How do you interpret the first chapter of Romans? v20: For his invisible attributes, namely, his eternal power and divine nature, have been clearly perceived, ever since the creation of the world, in the things that have been made.
It requires no faith to believe in a creator, only logic. The physical universe began a finite time ago because an infinite causal chain is absurd. The cause must have been nonphysical and atemporal, or there would be another cause behind it. The universe did not have a blind mechanistic physical cause, so it was intended by some sort of intelligence. It is logically necessary to believe in this powerful, transcendent, intelligent Being.
First, we already addressed a variant of this argument earlier in the thread.
Second, we already addressed this argument a thousand times on this site.
Third, no, it has not been proven that the universe did not always exist. We can trace the timeline back to the origins of the Big Bang, but we currently cannot go any further; quantum mechanics starts to take over and our current models begin to break down. Time and space may have indeed simply started at this point and we are seeing the beginnings of reality.
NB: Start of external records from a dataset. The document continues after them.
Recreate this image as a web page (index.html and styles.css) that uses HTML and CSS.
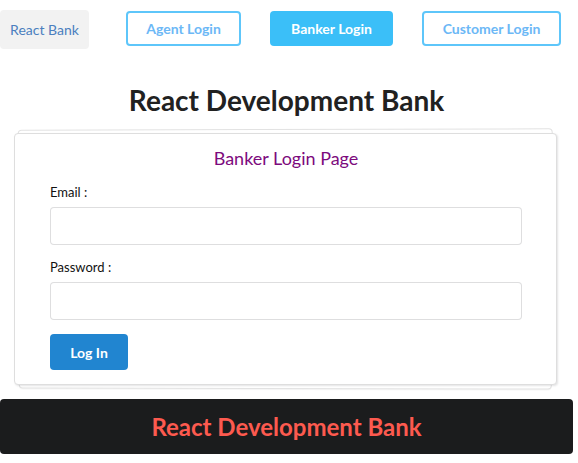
FILE: index.html
```html
<!DOCTYPE html>
<html>
<head>
<meta charset="utf-8">
<link rel="stylesheet" href="styles.css">
</head>
<body>
<div class="nav">
  <a class="brand">React Bank</a>
  <a class="btn outline agent">Agent Login</a>
  <a class="btn filled banker">Banker Login</a>
  <a class="btn outline customer">Customer Login</a>
</div>
<h1 class="title">React Development Bank</h1>
<div class="segment">
  <h2 class="page-title">Banker Login Page</h2>
  <form class="form">
    <div class="field">
      <label>Email :</label>
      <input type="text">
    </div>
    <div class="field">
      <label>Password :</label>
      <input type="password">
    </div>
    <button type="button" class="login">Log In</button>
  </form>
</div>
<div class="footer">React Development Bank</div>
</body>
</html>
```
FILE: styles.css
```css
html { background: #fff; }
html, body { margin: 0; padding: 0; }
body { font-family: Lato, "Open Sans", sans-serif; width: 573px; font-size: 14px; color: rgba(0,0,0,.87); }

.nav { display: flex; align-items: center; height: 57px; }
.brand {
  display: flex; align-items: center; justify-content: center;
  width: 89px; height: 39px; margin-top: 1px; box-sizing: border-box;
  background: #f2f2f2; border-radius: 4px; color: #4b7fbf; font-size: 14px;
}
.btn {
  display: flex; align-items: center; justify-content: center;
  height: 35px; box-sizing: border-box; border-radius: 4px;
  font-size: 14px; font-weight: 700;
}
.outline { border: 2px solid #5ec6fa; color: #6cb8f6; background: #fff; }
.filled { background: #3bbff8; color: #fff; }
.agent { width: 115px; margin-left: 37px; }
.banker { width: 123px; margin-left: 29px; }
.customer { width: 139px; margin-left: 29px; }

.title {
  margin: 27px 0 0; text-align: center; font-size: 28px; font-weight: 700;
  color: #212121; line-height: 32px; padding-left: 0;
}

.segment {
  position: relative; margin: 17px 16px 0 14px; background: #fff;
  border: 1px solid #dedede; border-radius: 4px;
  box-shadow: 1px 1px 2px rgba(34,36,38,.12);
  padding: 13px 34px 14px 35px;
}
.segment::before, .segment::after {
  content: ""; position: absolute; left: 3px; right: 3px;
  background: #fff; border: 1px solid #e2e2e2; border-radius: 4px;
  z-index: -1; box-shadow: 0 1px 1px rgba(0,0,0,.04);
}
.segment::before { top: -5px; bottom: 5px; transform: rotate(-0.15deg); }
.segment::after { top: 5px; bottom: -5px; left: 4px; right: 4px; transform: rotate(0.1deg); }

.page-title {
  margin: 0; text-align: center; font-size: 18px; font-weight: 400;
  color: #7d0a7d; line-height: 22px;
}
.form { margin-top: 15px; }
.field { margin-bottom: 14px; }
.field label { display: block; font-size: 13px; color: #111; margin-bottom: 7px; line-height: 16px; }
.field input {
  display: block; width: 100%; height: 38px; box-sizing: border-box;
  border: 1px solid rgba(34,36,38,.15); border-radius: 4px; outline: none;
  font-family: inherit; font-size: 14px;
}
.login {
  display: block; width: 78px; height: 36px; border: none; border-radius: 4px;
  background: #2185d0; color: #fff; font-family: inherit; font-weight: 700; font-size: 14px;
}

.footer {
  margin-top: 14px; height: 55px; background: #1b1c1d; border-radius: 4px;
  display: flex; align-items: center; justify-content: center;
  color: #fd5a4f; font-size: 24px; font-weight: 700;
}
```
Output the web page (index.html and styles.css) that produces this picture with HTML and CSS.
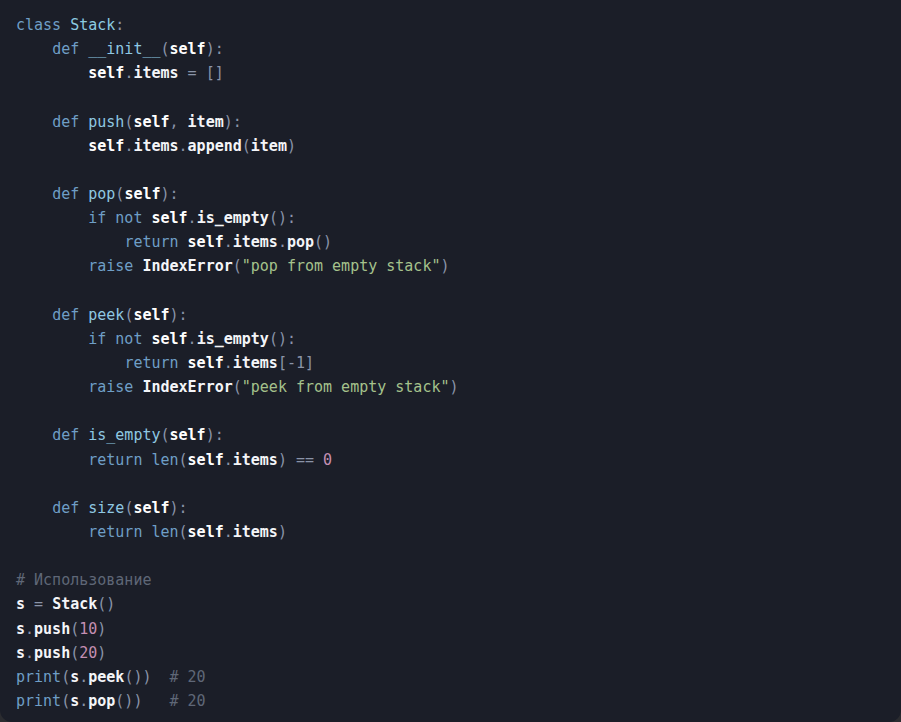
FILE: index.html
```html
<!DOCTYPE html>
<html lang="ru">
<head>
<meta charset="utf-8">
<title>Stack</title>
<link rel="stylesheet" href="styles.css">
</head>
<body>
<pre class="code"><code><span class="k">class</span> <span class="c">Stack</span><span class="p">:</span>
    <span class="k">def</span> <span class="f">__init__</span><span class="p">(</span><span class="s">self</span><span class="p">):</span>
        <span class="s">self</span><span class="p">.</span><span class="v">items</span> <span class="p">=</span> <span class="p">[]</span>

    <span class="k">def</span> <span class="f">push</span><span class="p">(</span><span class="s">self</span><span class="p">,</span> <span class="v">item</span><span class="p">):</span>
        <span class="s">self</span><span class="p">.</span><span class="v">items</span><span class="p">.</span><span class="v">append</span><span class="p">(</span><span class="v">item</span><span class="p">)</span>

    <span class="k">def</span> <span class="f">pop</span><span class="p">(</span><span class="s">self</span><span class="p">):</span>
        <span class="k">if</span> <span class="k">not</span> <span class="s">self</span><span class="p">.</span><span class="v">is_empty</span><span class="p">():</span>
            <span class="k">return</span> <span class="s">self</span><span class="p">.</span><span class="v">items</span><span class="p">.</span><span class="v">pop</span><span class="p">()</span>
        <span class="k">raise</span> <span class="v">IndexError</span><span class="p">(</span><span class="str">"pop from empty stack"</span><span class="p">)</span>

    <span class="k">def</span> <span class="f">peek</span><span class="p">(</span><span class="s">self</span><span class="p">):</span>
        <span class="k">if</span> <span class="k">not</span> <span class="s">self</span><span class="p">.</span><span class="v">is_empty</span><span class="p">():</span>
            <span class="k">return</span> <span class="s">self</span><span class="p">.</span><span class="v">items</span><span class="p">[-1]</span>
        <span class="k">raise</span> <span class="v">IndexError</span><span class="p">(</span><span class="str">"peek from empty stack"</span><span class="p">)</span>

    <span class="k">def</span> <span class="f">is_empty</span><span class="p">(</span><span class="s">self</span><span class="p">):</span>
        <span class="k">return</span> <span class="b">len</span><span class="p">(</span><span class="s">self</span><span class="p">.</span><span class="v">items</span><span class="p">)</span> <span class="p">==</span> <span class="n">0</span>

    <span class="k">def</span> <span class="f">size</span><span class="p">(</span><span class="s">self</span><span class="p">):</span>
        <span class="k">return</span> <span class="b">len</span><span class="p">(</span><span class="s">self</span><span class="p">.</span><span class="v">items</span><span class="p">)</span>

<span class="cm"># Использование</span>
<span class="v">s</span> <span class="p">=</span> <span class="v">Stack</span><span class="p">()</span>
<span class="v">s</span><span class="p">.</span><span class="v">push</span><span class="p">(</span><span class="n">10</span><span class="p">)</span>
<span class="v">s</span><span class="p">.</span><span class="v">push</span><span class="p">(</span><span class="n">20</span><span class="p">)</span>
<span class="b">print</span><span class="p">(</span><span class="v">s</span><span class="p">.</span><span class="v">peek</span><span class="p">())</span>  <span class="cm"># 20</span>
<span class="b">print</span><span class="p">(</span><span class="v">s</span><span class="p">.</span><span class="v">pop</span><span class="p">())</span>   <span class="cm"># 20</span></code></pre>
</body>
</html>
```
FILE: styles.css
```css
html, body {
  margin: 0;
  padding: 0;
  background: #2b2c30;
}

.code {
  margin: 0;
  box-sizing: border-box;
  width: 901px;
  height: 722px;
  padding: 13px 16px 9px 16px;
  background: #1b1e28;
  border-radius: 0 0 12px 12px;
  font-family: "DejaVu Sans Mono", "Liberation Mono", monospace;
  font-size: 15px;
  line-height: 24.14px;
  color: #e6e8ee;
  overflow: hidden;
}

.code code {
  font-family: inherit;
}

.k { color: #6f9ec6; }
.b { color: #6f9ec6; }
.c { color: #8ccbe0; }
.f { color: #8fc8e2; }
.s { color: #ffffff; font-weight: bold; }
.v { color: #f4f5f8; font-weight: bold; }
.p { color: #8a94a8; }
.str { color: #a5c28c; }
.n { color: #c48fb2; }
.cm { color: #5f6777; }
```
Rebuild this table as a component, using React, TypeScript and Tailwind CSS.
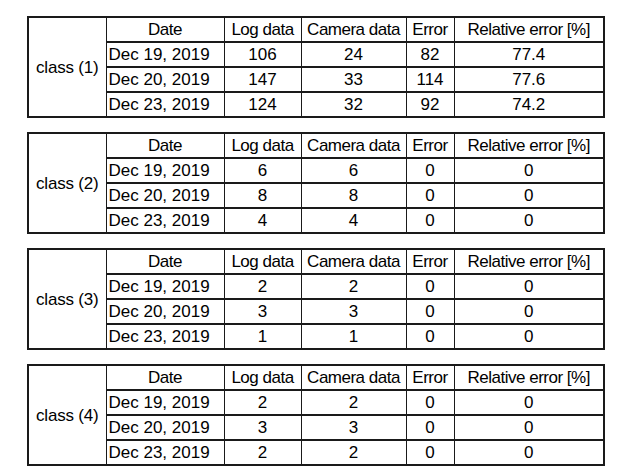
const groups = [
  {
    label: "class (1)",
    rows: [
      ["Dec 19, 2019", "106", "24", "82", "77.4"],
      ["Dec 20, 2019", "147", "33", "114", "77.6"],
      ["Dec 23, 2019", "124", "32", "92", "74.2"],
    ],
  },
  {
    label: "class (2)",
    rows: [
      ["Dec 19, 2019", "6", "6", "0", "0"],
      ["Dec 20, 2019", "8", "8", "0", "0"],
      ["Dec 23, 2019", "4", "4", "0", "0"],
    ],
  },
  {
    label: "class (3)",
    rows: [
      ["Dec 19, 2019", "2", "2", "0", "0"],
      ["Dec 20, 2019", "3", "3", "0", "0"],
      ["Dec 23, 2019", "1", "1", "0", "0"],
    ],
  },
  {
    label: "class (4)",
    rows: [
      ["Dec 19, 2019", "2", "2", "0", "0"],
      ["Dec 20, 2019", "3", "3", "0", "0"],
      ["Dec 23, 2019", "2", "2", "0", "0"],
    ],
  },
];

const headers = ["Date", "Log data", "Camera data", "Error", "Relative error [%]"];

function ClassTable({ label, rows }: { label: string; rows: string[][] }) {
  return (
    <table className="w-[577px] table-fixed border-collapse border-2 border-[#1a1a1a] text-[17px] leading-none text-black">
      <colgroup>
        <col className="w-[78px]" />
        <col className="w-[118px]" />
        <col className="w-[77px]" />
        <col className="w-[105px]" />
        <col className="w-[48px]" />
        <col className="w-[150px]" />
      </colgroup>
      <tbody>
        <tr className="h-[25px]">
          <td rowSpan={4} className="border border-[#1a1a1a] text-center align-middle tracking-[-0.2px]">
            {label}
          </td>
          {headers.map((h) => (
            <td key={h} className="border border-[#1a1a1a] border-b-[#555] text-center tracking-[-0.5px]">
              {h}
            </td>
          ))}
        </tr>
        {rows.map((r, i) => (
          <tr key={i} className="h-[25px]">
            {r.map((c, j) => (
              <td
                key={j}
                className={
                  "border-x border-[#1a1a1a] border-t-2 " +
                  (j === 0 ? "pl-[2px] text-left" : "text-center")
                }
              >
                {c}
              </td>
            ))}
          </tr>
        ))}
      </tbody>
    </table>
  );
}

export default function App() {
  return (
    <div
      className="w-[617px] h-[475px] bg-white pl-[27px] pt-[16px] flex flex-col gap-[14px]"
      style={{ fontFamily: '"Liberation Sans", Arial, sans-serif' }}
    >
      {groups.map((g) => (
        <ClassTable key={g.label} label={g.label} rows={g.rows} />
      ))}
    </div>
  );
}
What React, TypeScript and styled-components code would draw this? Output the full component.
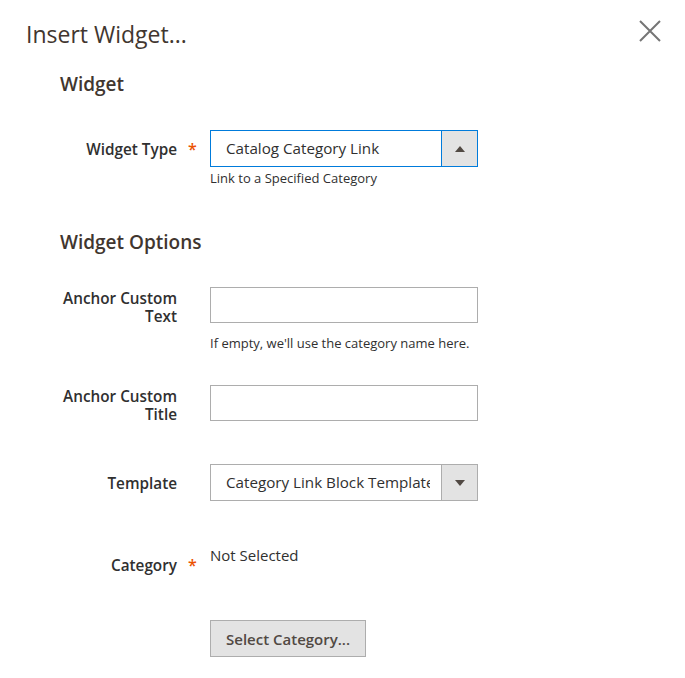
import styled, { createGlobalStyle } from "styled-components"

const Global = createGlobalStyle`
  body {
    margin: 0;
    background: #fff;
    font-family: "Open Sans", "Liberation Sans", sans-serif;
    color: #303030;
  }
`

const Modal = styled.div`
  width: 685px;
  height: 678px;
  position: relative;
  background: #fff;
`
const Header = styled.div`
  display: flex;
  justify-content: space-between;
  align-items: flex-start;
  padding: 18px 24px 0 26px;
`
const ModalTitle = styled.h1`
  margin: 0;
  font-size: 23px;
  font-weight: 400;
  line-height: 32px;
  color: #41362f;
`
const Close = styled.button`
  border: 0;
  background: none;
  padding: 0;
  margin-top: 2px;
  width: 22px;
  height: 22px;
  cursor: pointer;
`
const Form = styled.div`
  padding-left: 60px;
`
const Legend = styled.h2<{ $top: number }>`
  margin: ${p => p.$top}px 0 0;
  font-size: 19px;
  font-weight: 600;
  line-height: 26px;
  color: #41362f;
`
const Field = styled.div<{ $top: number }>`
  display: grid;
  grid-template-columns: 117px 33px 267px;
  margin-top: ${p => p.$top}px;
`
const Label = styled.label<{ $pad?: number }>`
  grid-column: 1;
  align-self: ${p => (p.$pad !== undefined ? "start" : "center")};
  padding-top: ${p => p.$pad ?? 0}px;
  margin-bottom: -${p => p.$pad ?? 0}px;
  text-align: right;
  font-size: 15.3px;
  font-weight: 600;
  line-height: 18px;
  color: #303030;
`
const Required = styled.span<{ $pad?: number }>`
  grid-column: 2;
  align-self: ${p => (p.$pad !== undefined ? "start" : "center")};
  padding-top: ${p => p.$pad ?? 0}px;
  padding-left: 11px;
  color: #eb5202;
  font-size: 16px;
  font-weight: 600;
  line-height: 18px;
`
const Control = styled.div`
  grid-column: 3;
`
const Input = styled.input`
  box-sizing: border-box;
  display: block;
  width: 268px;
  height: 36px;
  border: 1px solid #adadad;
  padding: 0 15px;
  font: 15px "Open Sans", sans-serif;
  outline: none;
`
const Select = styled.div<{ $focus?: boolean }>`
  box-sizing: border-box;
  display: flex;
  width: 268px;
  height: 37px;
  border: 1px solid ${p => (p.$focus ? "#007bdb" : "#adadad")};
  background: #fff;
`
const SelectText = styled.div`
  flex: 1;
  overflow: hidden;
  white-space: nowrap;
  margin: 0 11px 0 15px;
  font-size: 15.2px;
  line-height: 34px;
  color: #303030;
`
const SelectButton = styled.div<{ $focus?: boolean }>`
  width: 35px;
  flex: none;
  display: flex;
  align-items: center;
  justify-content: center;
  background: #e3e3e3;
  border-left: 1px solid ${p => (p.$focus ? "#007bdb" : "#adadad")};
`
const Arrow = styled.span<{ $up?: boolean }>`
  width: 0;
  height: 0;
  border-left: 5px solid transparent;
  border-right: 5px solid transparent;
  ${p => (p.$up ? "border-bottom: 6px solid #514943;" : "border-top: 6px solid #514943;")}
`
const Note = styled.div<{ $top: number }>`
  margin-top: ${p => p.$top}px;
  font-size: 13px;
  line-height: 16px;
  color: #303030;
`
const Value = styled.div`
  font-size: 15px;
  line-height: 18px;
  color: #303030;
`
const Button = styled.button`
  box-sizing: border-box;
  display: block;
  margin-top: 56px;
  height: 37px;
  padding: 0 15px;
  background: #e3e3e3;
  border: 1px solid #adadad;
  font: 600 15px "Open Sans", sans-serif;
  color: #514943;
  cursor: pointer;
`

const SelectBox = ({ value, focus, up }: { value: string; focus?: boolean; up?: boolean }) => (
  <Select $focus={focus}>
    <SelectText>{value}</SelectText>
    <SelectButton $focus={focus}>
      <Arrow $up={up} />
    </SelectButton>
  </Select>
)

const App = () => {
  return (
    <Modal>
      <Global />
      <Header>
        <ModalTitle>Insert Widget...</ModalTitle>
        <Close aria-label="Close">
          <svg width="22" height="22" viewBox="0 0 22 22">
            <path d="M1 1 L21 21 M21 1 L1 21" stroke="#757575" strokeWidth="2" fill="none" />
          </svg>
        </Close>
      </Header>
      <Form>
        <Legend $top={21}>Widget</Legend>
        <Field $top={33}>
          <Label>Widget Type</Label>
          <Required>*</Required>
          <Control>
            <SelectBox value="Catalog Category Link" focus up />
          </Control>
        </Field>
        <Field $top={0}>
          <Control>
            <Note $top={3}>Link to a Specified Category</Note>
          </Control>
        </Field>
        <Legend $top={43}>Widget Options</Legend>
        <Field $top={32}>
          <Label $pad={2}>Anchor Custom Text</Label>
          <Control>
            <Input />
          </Control>
        </Field>
        <Field $top={0}>
          <Control>
            <Note $top={12}>If empty, we'll use the category name here.</Note>
          </Control>
        </Field>
        <Field $top={34}>
          <Label $pad={2}>Anchor Custom Title</Label>
          <Control>
            <Input />
          </Control>
        </Field>
        <Field $top={43}>
          <Label>Template</Label>
          <Control>
            <SelectBox value="Category Link Block Template" />
          </Control>
        </Field>
        <Field $top={45}>
          <Label $pad={10}>Category</Label>
          <Required $pad={10}>*</Required>
          <Control>
            <Value>Not Selected</Value>
            <Button>Select Category...</Button>
          </Control>
        </Field>
      </Form>
    </Modal>
  )
}

export default App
The original cause shortly before the beginning of the Big Bang was the uncaused cause, always primed into motion and creating everything, including time.
We are also treating time as a single mechanical line that behaves constantly the same way. This may work for life on earth, but once we start stretching into larger and larger physics this idea quickly turns out to be false.
Fourth, how does adding another link to the causal chain and declaring this cause to be nonphysical and atemporal though special pleading help solve the problem of the infinite regress? If I can arbitrarily designate anything I want as the first cause, what's stopping me from picking something else as opposed to your specific being?
Fifth, was there any instance when the universe did not exist, i.e. was there a time before time?
Sixth, does this being have thoughts? If not, how can it be intelligent? If it has thoughts, then what caused those thoughts, and what causes them to change.
Seventh, how does an immaterial mind produce anything and influence anything outside of itself? Unless you want to go "special pleading", there really is no imaginable way for this to happen.
Eighth, why can the cause be a blind deterministic immaterial cause without intelligence?
I can easily go on. The cosmological argument is weak and tries to use poor philosophy to argue God into existence. In short, it cannot avoid the philosophical problems of God without validating other possibilities. You can't argue for atemporality without simultaneously allowing other causes to fill God's place as the atemporal cause.
P.S. If it feels like I rushed through and did not go into great detail, it's because I'm tired of writing novel-length answers that deal with every possible response before the response comes up. I would rather deal with the specific response.